Nuts-and-Bolts: “Keep this Confidential…”

In late July, the National Labor Relations Board (NLRB) issued a decision that affected blanket confidentiality policies that many organizations have in place. As this subject pertains to conducting investigations and interviews in the workplace, the NLRB ruled that even “recommending” that an employee refrain from discussing any HR-related investigations and their subsequent conversations and interviews with other employees is unlawful. The group stated that such confidentiality requirements infringes upon an employee’s Section 7 rights for concerted activity.

An employer can still require that an employee keep trade secrets and other legally protected information confidential, but discussing investigations and other goings on with fellow colleagues and coworkers is not something that an employer can prohibit. This decision will have a huge impact on businesses. Very similar to recent decisions by the NLRB relating to social media and even anti-harassment policies, this was a predictable step and ruling.
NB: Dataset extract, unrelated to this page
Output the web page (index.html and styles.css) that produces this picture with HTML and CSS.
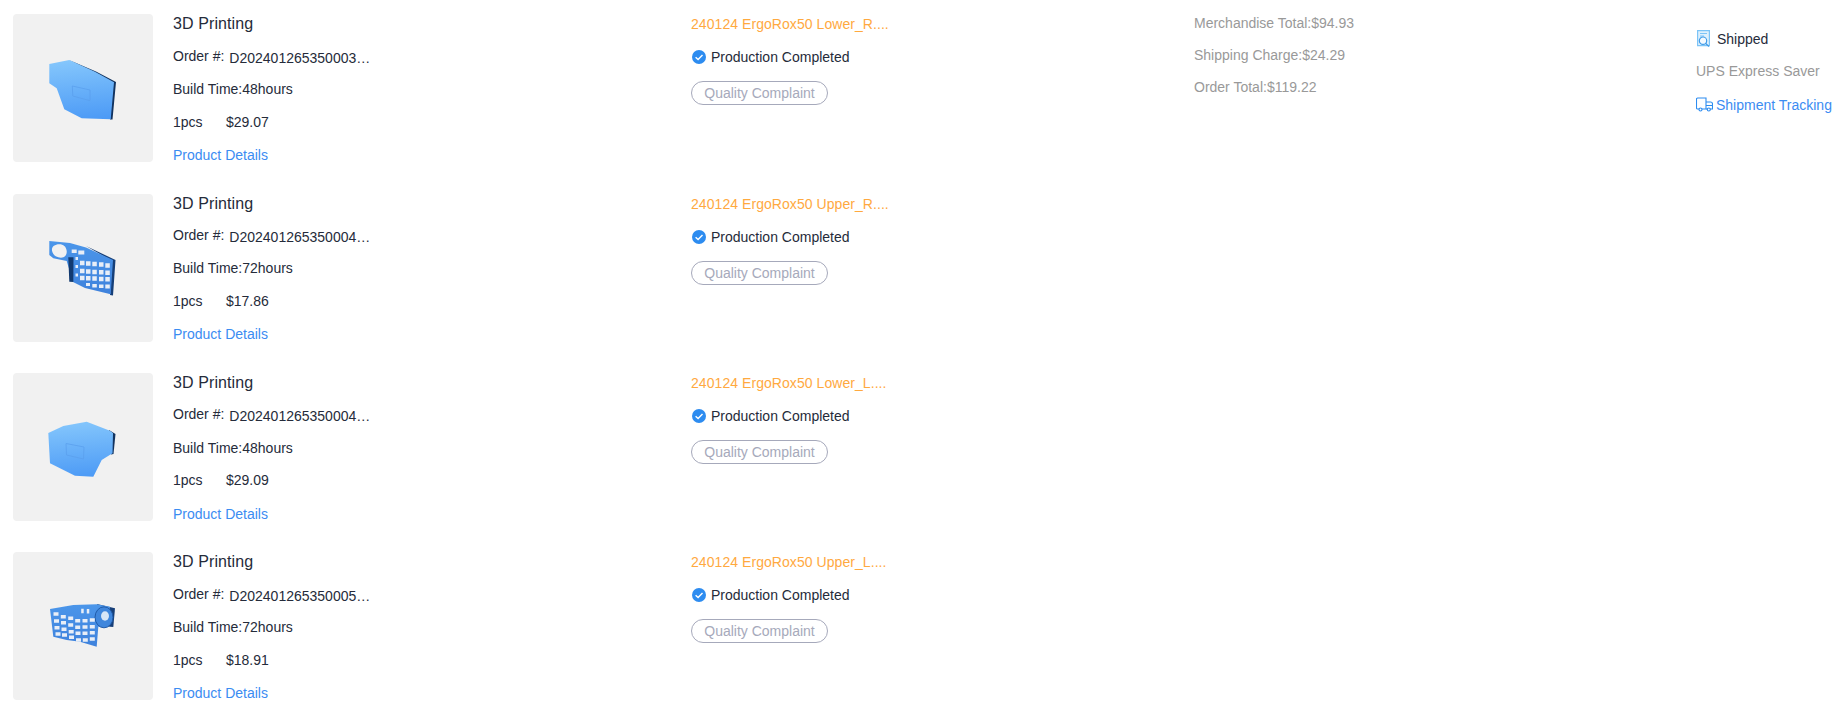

What’s the solution? How do you protect sensitive subject matter and confidential information while balancing an employee’s Section 7 rights? The first step is to update your confidentiality policy to balance the need for confidentiality without infringing on Section 7 rights. Remove requirements in which employees are required to sign notices indicating their understanding of the confidential nature of the situation. An employer can still control any information they communicate, but there are restrictions as to how the involved employees are permitted from discussing that information.

Be careful when you meet with employees during discussions on how you phrase the need for confidentiality and how you word your requirements for confidentiality in documents.  Note that the NLRB stated that an employer must consider each investigation individually to decide whether confidentiality is required for one or more of the following reasons:

  • Protection of Witnesses
  • Avoiding the Destruction of Evidence
  • Testimony is in Danger of Being Fabricated
  • Preventing a Cover-Up

It is recommended that you document your reasoning for confidentiality prior to the investigation. This can even be shared with the interviewee as appropriate. Many are stating this ruling will be overturned as it is in direct conflict with Title VII and the need for protecting against potential retaliation.

At the end of the day, it is all about how you phrase the reasoning for confidentiality. Avoid making your employees sign any confidentiality agreements, and focus on the need for confidentiality rather than placing restrictions on your employees.